Spot each line that carries the word "React"; copy those lines.

::::

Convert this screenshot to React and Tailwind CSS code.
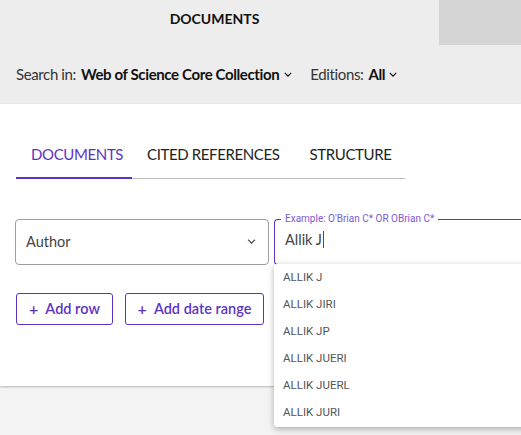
import React from "react";

const font = { fontFamily: "Lato, 'Open Sans', sans-serif" };

const Chevron = ({ className = "" }) => (
  <svg viewBox="0 0 10 6" className={className} fill="none" stroke="currentColor" strokeWidth="1.6">
    <path d="M1 1l4 4 4-4" />
  </svg>
);

const suggestions = ["ALLIK J", "ALLIK JIRI", "ALLIK JP", "ALLIK JUERI", "ALLIK JUERL", "ALLIK JURI"];

export default function App() {
  return (
    <div className="w-[521px] h-[435px] overflow-hidden bg-[#f3f3f3] text-[#222]" style={font}>
      {/* header */}
      <div className="h-[104px] bg-[#ededed]">
        <div className="flex h-[45px]">
          <div className="flex-1 flex justify-center pt-[8px] pr-[10px]">
            <span className="text-[14px] font-bold text-[#111]">DOCUMENTS</span>
          </div>
          <div className="w-[82px] bg-[#d5d5d5]" />
        </div>
        <div className="flex items-center pl-[16px] pt-[18px] text-[15px] tracking-tight">
          <span className="text-[#333]">Search in:</span>
          <span className="ml-[5px] font-bold text-[#111]">Web of Science Core Collection</span>
          <Chevron className="ml-[5px] w-[8px] h-[5px] text-[#111]" />
          <span className="ml-[18px] text-[#333]">Editions:</span>
          <span className="ml-[5px] font-bold text-[#111]">All</span>
          <Chevron className="ml-[4px] w-[8px] h-[5px] text-[#111]" />
        </div>
      </div>

      {/* main panel */}
      <div className="relative h-[282px] bg-white shadow-[0_1px_2px_rgba(0,0,0,0.25)]">
        <div className="pt-[39px] pl-[16px]">
          <div className="flex w-[389px] border-b border-[#bdbdbd] text-[15px] tracking-tight">
            <div className="w-[116px] shrink-0 pl-[15px] pb-[11px] border-b-2 border-[#5e33bf] -mb-px text-[#5e33bf]">DOCUMENTS</div>
            <div className="pl-[15px] pb-[11px] text-[#222]">CITED REFERENCES</div>
            <div className="pl-[30px] pb-[11px] text-[#222]">STRUCTURE</div>
          </div>
        </div>

        <div className="flex mt-[40px] pl-[15px] gap-[5px]">
          <div className="w-[254px] shrink-0 h-[46px] border border-[#9e9e9e] rounded-[4px] flex items-center justify-between pl-[10px] pr-[12px]">
            <span className="text-[14.5px] text-[#444]">Author</span>
            <Chevron className="w-[9px] h-[5px] text-[#555]" />
          </div>
          <div className="relative w-[260px] shrink-0 h-[46px] border border-[#5e33bf] border-r-0 rounded-l-[4px] pl-[10px]">
            <span className="absolute -top-[7px] left-[6px] bg-white px-[4px] text-[10px] leading-[12px] text-[#7b5cd0]" style={{ fontFamily: "Roboto, sans-serif" }}>
              Example: O'Brian C* OR OBrian C*
            </span>
            <div className="pt-[9px] flex items-center text-[14.5px] text-[#444]">
              Allik J<span className="ml-px w-px h-[17px] bg-[#5e33bf]" />
            </div>
          </div>
        </div>

        <div className="flex gap-[12px] mt-[28px] pl-[16px]">
          <button className="h-[32px] w-[97px] border border-[#5e33bf] rounded-[3px] text-[#5e33bf] text-[14.5px] font-semibold flex items-center justify-center gap-[7px]">
            <span className="text-[16px]">+</span>Add row
          </button>
          <button className="h-[32px] w-[139px] border border-[#5e33bf] rounded-[3px] text-[#5e33bf] text-[14.5px] font-semibold flex items-center justify-center gap-[7px]">
            <span className="text-[16px]">+</span>Add date range
          </button>
        </div>

        {/* suggestion menu */}
        <div
          className="absolute left-[274px] top-[160px] w-[260px] bg-white rounded-[3px] shadow-[0_2px_6px_rgba(0,0,0,0.3)] pb-[1px] z-10"
          style={{ fontFamily: "Roboto, sans-serif" }}
        >
          {suggestions.map((s) => (
            <div key={s} className="h-[27px] flex items-center pl-[9px] text-[11.5px] text-[#555]">
              {s}
            </div>
          ))}
        </div>
      </div>
    </div>
  );
}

::::

* **The completed task**
Convert this screenshot to React and Tailwind CSS code.
import React from "react";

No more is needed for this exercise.